John points out that this is where a lot of the confusion comes in, because people have heard that Social Security is not taxable. That’s true, except for when it’s not. If you have other income, and that starts putting you over certain thresholds, then a portion of that Social Security will become taxable.
Today, somewhere between 0% and 85% of your Social Security payment will be included as taxable income. If you are already paying high taxes because of a pension, 401k distribution or some other income source, this could take a big bite out of your benefits check.
A discussion on taxes and Social Security requires an article of its own. You can find more reading on this topic in devin’s article, Taxes on Social Security.
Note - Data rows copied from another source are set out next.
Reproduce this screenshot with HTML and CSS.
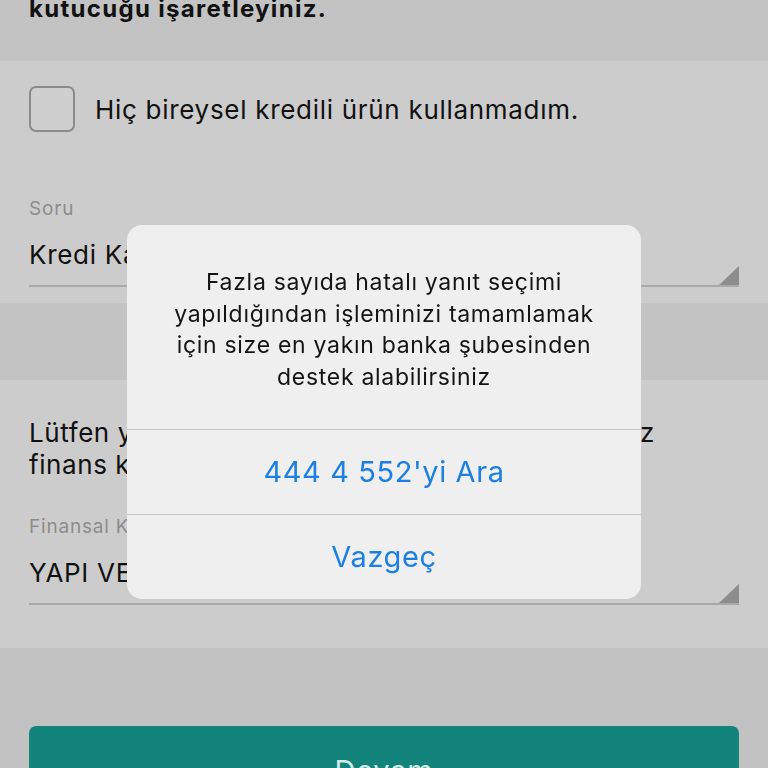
FILE: index.html
```html
<!DOCTYPE html>
<html lang="tr">
<head>
  <meta charset="UTF-8" />
  <meta name="viewport" content="width=device-width, initial-scale=1.0" />
  <title>Kredi Doğrulama</title>
  <link rel="stylesheet" href="styles.css">
</head>
<body>
  <div class="page">
    <div class="intro">
      <h2>Bireysel kredili ürün kullanmadıysanız aşağıdaki<br>kutucuğu işaretleyiniz.</h2>
    </div>

    <div class="section">
      <label class="check-row">
        <span class="checkbox"></span>
        <span>Hiç bireysel kredili ürün kullanmadım.</span>
      </label>

      <div class="field">
        <div class="field-label">Soru</div>
        <div class="field-value">Kredi Kartı</div>
        <span class="corner"></span>
      </div>
    </div>

    <div class="spacer"></div>

    <div class="section second">
      <p class="hint">Lütfen yukarıdaki seçtiğiniz ürünleri kullandığınız<br>finans kurumunu seçiniz.</p>
      <div class="field">
        <div class="field-label">Finansal Kurum</div>
        <div class="field-value">YAPI VE KREDİ BANKASI</div>
        <span class="corner"></span>
      </div>
    </div>

    <div class="footer">
      <button class="btn-next">Devam</button>
    </div>
  </div>

  <div class="alert">
    <p class="alert-msg">Fazla sayıda hatalı yanıt seçimi yapıldığından işleminizi tamamlamak için size en yakın banka şubesinden destek alabilirsiniz</p>
    <a href="#" class="alert-btn">444 4 552'yi Ara</a>
    <a href="#" class="alert-btn">Vazgeç</a>
  </div>
</body>
</html>
```

FILE: styles.css
```css
body {
  margin: 0;
  font-family: Inter, "Noto Sans", sans-serif;
  background-color: #c2c2c2;
  color: #111;
  overflow: hidden;
}
.page {
  width: 768px;
  height: 768px;
  overflow: hidden;
}
.intro {
  height: 61px;
  display: flex;
  flex-direction: column;
  justify-content: flex-end;
  overflow: hidden;
  padding: 0 29px;
  background-color: #c3c3c3;
}
.intro h2 {
  margin: 0 0 37px;
  font-size: 24px;
  line-height: 30px;
  font-weight: 700;
  letter-spacing: 1.3px;
}
.section {
  background-color: #cccccc;
  padding: 25px 29px 16px;
}
.check-row {
  display: flex;
  align-items: center;
  gap: 20px;
  font-size: 26px;
  letter-spacing: 0.7px;
}
.checkbox {
  width: 42px;
  height: 42px;
  border: 2px solid #8a8a8a;
  border-radius: 7px;
  background-color: #cfcfcf;
}
.field {
  position: relative;
  margin-top: 66px;
  border-bottom: 2px solid #a9a9a9;
  padding-bottom: 15px;
}
.field-label {
  font-size: 19px;
  line-height: 22px;
  letter-spacing: 0.8px;
  color: #8c8c8c;
}
.field-value {
  margin-top: 20px;
  font-size: 26px;
  line-height: 30px;
  letter-spacing: 0.7px;
}
.corner {
  position: absolute;
  right: 0;
  bottom: 0;
  width: 20px;
  height: 19px;
  background-color: #8d8d8d;
  clip-path: polygon(100% 0, 100% 100%, 0 100%);
}
.spacer {
  height: 77px;
  background-color: #c3c3c3;
}
.second {
  padding-top: 37px;
  padding-bottom: 43px;
}
.hint {
  margin: 0;
  font-size: 26px;
  line-height: 32px;
  letter-spacing: 0.58px;
  white-space: nowrap;
}
.second .field {
  margin-top: 35px;
}
.footer {
  padding: 78px 29px 0;
}
.btn-next {
  width: 100%;
  height: 80px;
  border: none;
  border-radius: 7px;
  background-color: #13847b;
  color: #d3e9e6;
  font-family: inherit;
  font-size: 29px;
  letter-spacing: 0.8px;
  padding-top: 10px;
}
.alert {
  position: fixed;
  left: 127px;
  top: 225px;
  width: 514px;
  border-radius: 15px;
  background-color: #efefef;
  overflow: hidden;
}
.alert-msg {
  margin: 0;
  padding: 42px 40px 36px;
  text-align: center;
  font-size: 23px;
  line-height: 31.5px;
  letter-spacing: 0.7px;
  color: #141414;
}
.alert-btn {
  display: block;
  height: 84px;
  line-height: 84px;
  border-top: 1px solid #c6c6c6;
  text-align: center;
  text-decoration: none;
  color: #1b7fe3;
  font-size: 29px;
  letter-spacing: 0.6px;
}
```
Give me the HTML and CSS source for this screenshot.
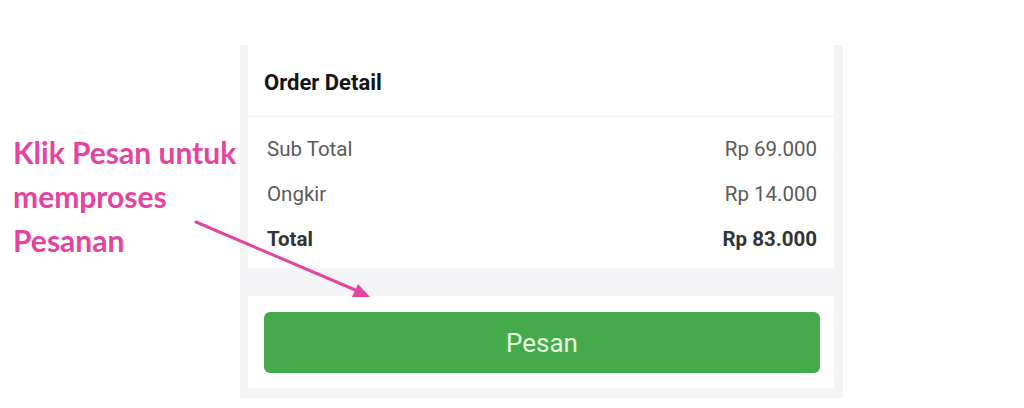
FILE: index.html
```html
<!DOCTYPE html>
<html>
<head>
<meta charset="utf-8">
<link rel="stylesheet" href="styles.css">
</head>
<body>
<div class="stage">
  <div class="note">
    <p class="note-text">Klik Pesan untuk<br>memproses<br>Pesanan</p>
  </div>
  <div class="phone">
    <section class="card detail">
      <h2 class="detail-title">Order Detail</h2>
      <div class="rows">
        <div class="row"><span>Sub Total</span><span>Rp 69.000</span></div>
        <div class="row"><span>Ongkir</span><span>Rp 14.000</span></div>
        <div class="row total"><span>Total</span><span>Rp 83.000</span></div>
      </div>
    </section>
    <section class="card action">
      <button class="btn-pesan">Pesan</button>
    </section>
  </div>
  <svg class="arrow" width="1024" height="408" viewBox="0 0 1024 408">
    <line x1="196" y1="222" x2="360" y2="292" stroke="#e4449e" stroke-width="3" stroke-linecap="round"/>
    <polygon points="370,297 352,297 358,284" fill="#e4449e"/>
  </svg>
</div>
</body>
</html>
```

FILE: styles.css
```css
html, body {
  margin: 0;
  padding: 0;
  background: #ffffff;
}
.stage {
  position: relative;
  width: 1024px;
  height: 408px;
  display: flex;
  overflow: hidden;
}
.note {
  width: 240px;
  padding-top: 130px;
  box-sizing: border-box;
}
.note-text {
  margin: 0 0 0 13px;
  font-family: Lato, "Open Sans", sans-serif;
  font-weight: 700;
  font-size: 30px;
  line-height: 44px;
  color: #e4449e;
  white-space: nowrap;
}
.phone {
  margin-top: 45px;
  width: 603px;
  height: 353px;
  background: #f4f4f6;
  padding: 0 9px 0 8px;
  box-sizing: border-box;
  display: flex;
  flex-direction: column;
  gap: 28px;
  font-family: Roboto, sans-serif;
}
.card {
  background: #ffffff;
}
.detail {
  height: 223px;
}
.detail-title {
  margin: 0;
  height: 72px;
  padding: 3px 0 0 16px;
  display: flex;
  align-items: center;
  font-size: 22px;
  font-weight: 700;
  color: #151515;
  border-bottom: 1px solid #f0f0f1;
  box-sizing: border-box;
}
.rows {
  padding: 9px 17px 0 19px;
  display: flex;
  flex-direction: column;
}
.row {
  display: flex;
  justify-content: space-between;
  height: 45px;
  align-items: center;
  font-size: 20.5px;
  color: #5a5a5a;
}
.row.total {
  font-weight: 700;
  color: #333333;
}
.action {
  height: 92px;
  padding: 16px 14px 0 16px;
  box-sizing: border-box;
}
.btn-pesan {
  width: 100%;
  height: 61px;
  border: none;
  border-radius: 6px;
  background: #45aa4c;
  color: #e4fbd9;
  font-family: Roboto, sans-serif;
  font-size: 26px;
  display: block;
}
.arrow {
  position: absolute;
  left: 0;
  top: 0;
  pointer-events: none;
}
```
Relying on the SSA for information
You would think that the Social Security Administration would be a good source of advice. Think again. Beyond the anecdotal horror stories Devin and John have heard from clients who were led astray by well meaning SSA technicians, there is hard evidence that they can, and will, screw up advising you on the best course of action. For example, the Office of the Inspector General conducted a survey that estimates they had underpaid $131.8 million in survivor benefits to 9,224 individuals. That’s just survivor benefits! There’s no telling what it would be if they could look at all benefits.
So, what do you do if you need to get some advice about Social Security? Devin has a membership group that you can join to get answers to your questions and there are other financial advisors and lawyers who specialize in Social Security. Plus, there are some ways to cut through the hierarchy at the Social Security Administration to get to someone who knows how to apply the rules to your specific situation. Devin has discussed it here Who You Should Talk To At Your Local Social Security Office.
The moral is, taking advice from Social Security representatives may be hazardous to your wealth!
Understanding these five big mistakes will hopefully help you to avoid them, and make your Social Security experience a lot easier.